▶ [RECORD EXTRACTS]:
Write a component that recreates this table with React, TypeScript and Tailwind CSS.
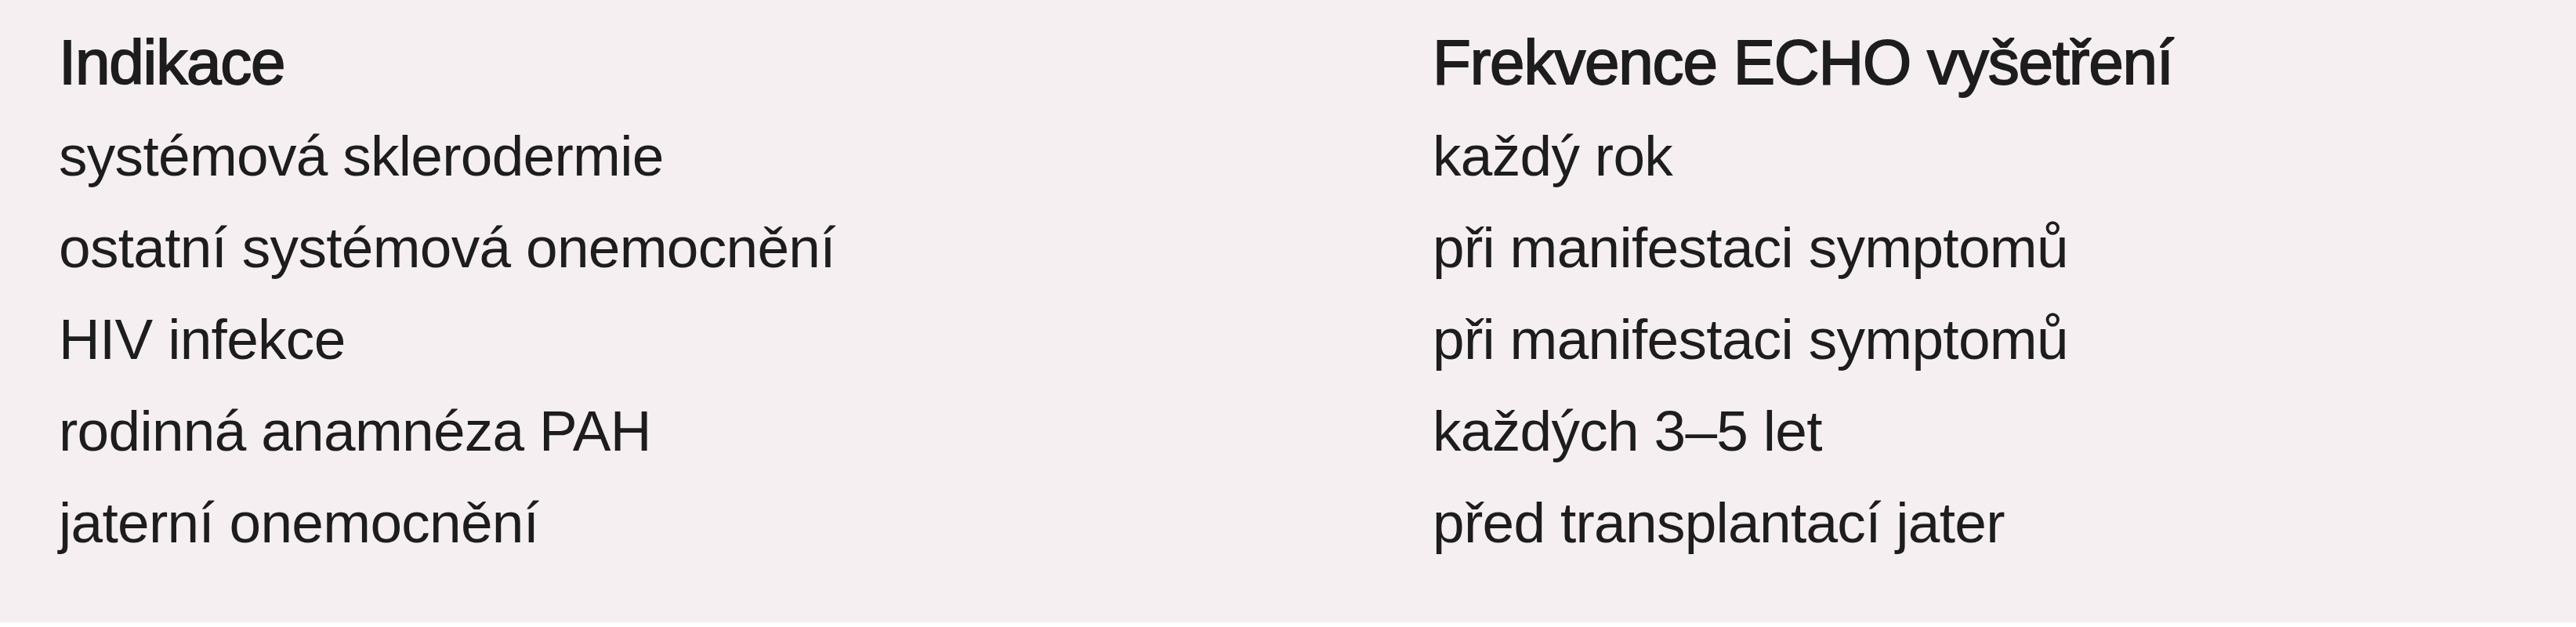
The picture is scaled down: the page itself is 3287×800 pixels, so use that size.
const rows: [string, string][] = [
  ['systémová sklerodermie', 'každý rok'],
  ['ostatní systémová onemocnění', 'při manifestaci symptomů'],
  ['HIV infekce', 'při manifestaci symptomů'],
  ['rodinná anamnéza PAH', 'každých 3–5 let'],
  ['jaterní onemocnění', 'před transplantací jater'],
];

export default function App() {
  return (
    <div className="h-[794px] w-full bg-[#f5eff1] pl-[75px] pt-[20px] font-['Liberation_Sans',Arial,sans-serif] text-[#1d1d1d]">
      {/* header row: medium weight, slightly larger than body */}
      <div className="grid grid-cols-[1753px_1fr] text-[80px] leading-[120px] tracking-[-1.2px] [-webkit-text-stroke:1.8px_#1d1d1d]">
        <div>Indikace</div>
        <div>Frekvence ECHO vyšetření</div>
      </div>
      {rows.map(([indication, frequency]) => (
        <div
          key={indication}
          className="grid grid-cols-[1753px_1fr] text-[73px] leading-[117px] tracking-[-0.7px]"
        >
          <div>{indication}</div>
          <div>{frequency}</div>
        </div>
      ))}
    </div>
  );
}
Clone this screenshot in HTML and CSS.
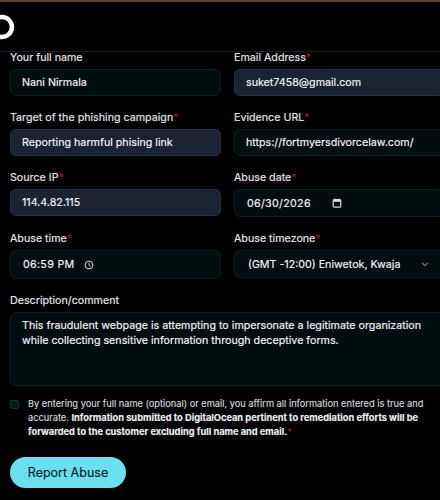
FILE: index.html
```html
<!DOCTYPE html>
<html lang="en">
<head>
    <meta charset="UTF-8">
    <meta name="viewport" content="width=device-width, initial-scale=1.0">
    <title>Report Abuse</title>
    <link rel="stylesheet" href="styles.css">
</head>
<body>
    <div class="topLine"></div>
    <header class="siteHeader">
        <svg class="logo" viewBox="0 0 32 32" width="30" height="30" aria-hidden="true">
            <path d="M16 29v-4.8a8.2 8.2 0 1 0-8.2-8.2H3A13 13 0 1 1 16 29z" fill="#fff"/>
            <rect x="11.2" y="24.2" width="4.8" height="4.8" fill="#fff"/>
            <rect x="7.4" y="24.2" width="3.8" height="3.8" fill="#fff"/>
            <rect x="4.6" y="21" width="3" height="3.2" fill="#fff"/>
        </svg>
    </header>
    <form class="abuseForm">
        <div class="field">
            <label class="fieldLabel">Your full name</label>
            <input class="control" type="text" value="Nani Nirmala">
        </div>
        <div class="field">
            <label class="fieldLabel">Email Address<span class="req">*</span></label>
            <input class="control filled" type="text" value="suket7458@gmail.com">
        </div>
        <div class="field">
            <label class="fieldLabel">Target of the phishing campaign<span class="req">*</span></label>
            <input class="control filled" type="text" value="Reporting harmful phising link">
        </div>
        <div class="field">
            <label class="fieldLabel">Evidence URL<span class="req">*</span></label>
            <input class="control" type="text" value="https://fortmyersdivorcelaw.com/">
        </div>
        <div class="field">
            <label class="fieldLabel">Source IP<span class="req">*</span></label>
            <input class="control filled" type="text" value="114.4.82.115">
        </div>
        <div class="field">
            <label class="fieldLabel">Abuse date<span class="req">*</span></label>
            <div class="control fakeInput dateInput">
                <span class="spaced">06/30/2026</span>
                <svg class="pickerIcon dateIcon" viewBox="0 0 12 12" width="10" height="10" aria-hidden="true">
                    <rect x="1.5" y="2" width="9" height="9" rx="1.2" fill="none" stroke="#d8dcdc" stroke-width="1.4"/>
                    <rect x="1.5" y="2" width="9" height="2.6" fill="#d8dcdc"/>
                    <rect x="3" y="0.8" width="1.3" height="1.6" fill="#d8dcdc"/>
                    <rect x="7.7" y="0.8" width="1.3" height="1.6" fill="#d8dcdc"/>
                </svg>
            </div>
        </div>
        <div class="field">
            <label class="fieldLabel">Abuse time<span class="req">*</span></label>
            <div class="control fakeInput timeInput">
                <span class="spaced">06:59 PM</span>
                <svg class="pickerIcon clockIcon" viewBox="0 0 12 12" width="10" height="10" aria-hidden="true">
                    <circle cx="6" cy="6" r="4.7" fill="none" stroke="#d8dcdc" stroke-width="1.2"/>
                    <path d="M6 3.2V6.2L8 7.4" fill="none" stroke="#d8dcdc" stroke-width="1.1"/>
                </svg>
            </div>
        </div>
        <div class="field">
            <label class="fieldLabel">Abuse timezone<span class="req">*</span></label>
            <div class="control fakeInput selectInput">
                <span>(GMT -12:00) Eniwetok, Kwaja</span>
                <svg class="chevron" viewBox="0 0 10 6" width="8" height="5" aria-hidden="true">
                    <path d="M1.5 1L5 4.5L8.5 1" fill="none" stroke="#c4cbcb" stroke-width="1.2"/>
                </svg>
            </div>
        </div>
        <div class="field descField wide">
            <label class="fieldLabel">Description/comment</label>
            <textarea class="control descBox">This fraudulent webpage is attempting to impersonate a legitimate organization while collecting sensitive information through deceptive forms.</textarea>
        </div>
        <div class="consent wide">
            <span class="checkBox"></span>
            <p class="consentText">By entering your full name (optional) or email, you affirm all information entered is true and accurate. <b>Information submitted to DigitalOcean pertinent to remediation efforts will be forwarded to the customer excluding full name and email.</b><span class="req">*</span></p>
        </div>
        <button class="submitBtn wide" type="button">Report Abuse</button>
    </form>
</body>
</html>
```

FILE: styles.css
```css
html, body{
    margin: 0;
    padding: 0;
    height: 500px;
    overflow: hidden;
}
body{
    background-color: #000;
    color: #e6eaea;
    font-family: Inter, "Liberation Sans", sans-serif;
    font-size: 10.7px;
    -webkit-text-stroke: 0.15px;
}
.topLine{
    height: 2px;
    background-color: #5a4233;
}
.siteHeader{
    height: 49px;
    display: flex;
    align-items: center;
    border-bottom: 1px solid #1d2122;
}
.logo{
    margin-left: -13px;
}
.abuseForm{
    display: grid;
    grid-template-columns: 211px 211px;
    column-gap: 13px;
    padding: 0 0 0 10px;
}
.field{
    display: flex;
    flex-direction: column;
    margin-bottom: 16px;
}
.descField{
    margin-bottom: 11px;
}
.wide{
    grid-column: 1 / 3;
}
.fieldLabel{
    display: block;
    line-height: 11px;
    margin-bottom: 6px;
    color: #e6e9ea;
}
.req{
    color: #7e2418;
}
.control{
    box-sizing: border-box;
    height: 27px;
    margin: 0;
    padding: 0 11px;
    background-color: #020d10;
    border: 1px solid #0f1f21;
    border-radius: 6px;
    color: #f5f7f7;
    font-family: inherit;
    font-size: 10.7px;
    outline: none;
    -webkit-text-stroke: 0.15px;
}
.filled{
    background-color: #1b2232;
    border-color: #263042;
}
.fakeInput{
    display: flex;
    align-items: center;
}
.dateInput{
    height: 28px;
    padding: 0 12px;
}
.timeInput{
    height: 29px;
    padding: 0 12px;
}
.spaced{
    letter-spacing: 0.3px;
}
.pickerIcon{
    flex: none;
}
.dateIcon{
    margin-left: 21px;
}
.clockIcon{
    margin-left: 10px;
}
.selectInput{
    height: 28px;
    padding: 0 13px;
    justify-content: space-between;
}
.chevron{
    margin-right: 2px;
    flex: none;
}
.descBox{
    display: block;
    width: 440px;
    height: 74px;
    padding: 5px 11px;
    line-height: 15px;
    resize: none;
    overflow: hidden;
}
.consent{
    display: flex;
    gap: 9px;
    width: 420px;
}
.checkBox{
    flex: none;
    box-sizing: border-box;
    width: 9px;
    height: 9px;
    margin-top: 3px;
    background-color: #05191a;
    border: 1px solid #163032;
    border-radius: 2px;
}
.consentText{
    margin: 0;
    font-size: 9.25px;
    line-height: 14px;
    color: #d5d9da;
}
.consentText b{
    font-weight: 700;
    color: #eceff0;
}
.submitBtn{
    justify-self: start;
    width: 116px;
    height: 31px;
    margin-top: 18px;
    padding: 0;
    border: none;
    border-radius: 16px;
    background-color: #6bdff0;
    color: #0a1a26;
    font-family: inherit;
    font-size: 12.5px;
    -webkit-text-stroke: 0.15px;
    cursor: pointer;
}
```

▶ [REQUIREMENTS]: Which lines include the word "that"? Copy every one of them.

▶ [WORKED ANSWER]:
Write a component that recreates this table with React, TypeScript and Tailwind CSS.
The picture is scaled down: the page itself is 3287×800 pixels, so use that size.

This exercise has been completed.